Recently Reinstated Police Officer Brian Hunzeker Resigns After City Learns He Was Moonlighting

Hunzeker, the former union president, was earning paychecks from law enforcement agencies in two states, WW learned.

PATROL: A Portland police cruiser on Southwest Washington Street. (Blake Benard)

This morning, WW informed the City Attorney’s Office that Officer Brian Hunzeker of the Portland Police Bureau was moonlighting as a Clark County sheriff’s deputy.

Tonight the city told WW in an email that it had “just learned” of his second job in Washington and that Hunzeker had resigned, effective yesterday.

WW learned of Hunzeker’s moonlighting earlier this week. Hunzeker was earning a nearly six-figure salary in Clark County as a sheriff’s deputy since being hired last August. Hunzeker, the former president of the Portland police union, took that job after Mayor Ted Wheeler fired him last year for leaking a police report mistakenly identifying then-Commissioner Jo Ann Hardesty, a fierce critic of the bureau, in a hit and run.

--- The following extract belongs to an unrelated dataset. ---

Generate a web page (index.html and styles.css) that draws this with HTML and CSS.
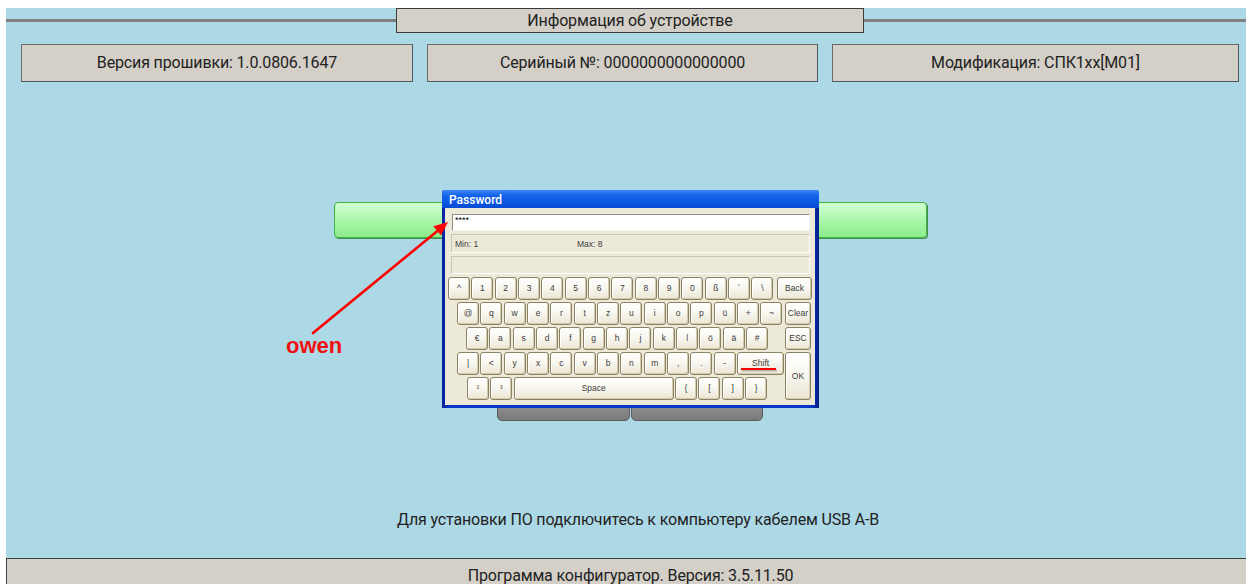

This February, an arbitrator overturned Wheeler’s decision and ordered Hunzeker reinstated with back pay. Hunzeker returned to the Police Bureau and has since been earning a $107,744 salary from the city of Portland, in addition to his paycheck from Clark County.

It is not clear whether the Clark County Sheriff’s Office was aware that Hunzeker had regained employment in Portland. A spokesperson for the office told WW that he was working “full time” and had four weekly shifts. Hunzeker was paid $45 per hour and received $48,560 last year in total from Clark County, according to OpenPayrolls. A county employee was not authorized to disclose salary information to WW, but confirmed that figure was “approximate.”

It is also not clear what work exactly Hunzeker was doing for the Portland Police Bureau. The bureau did not respond when WW asked on Thursday whether he had returned to duty.

Mayor Ted Wheeler did not immediately respond to a request for comment. This post will be updated when he does.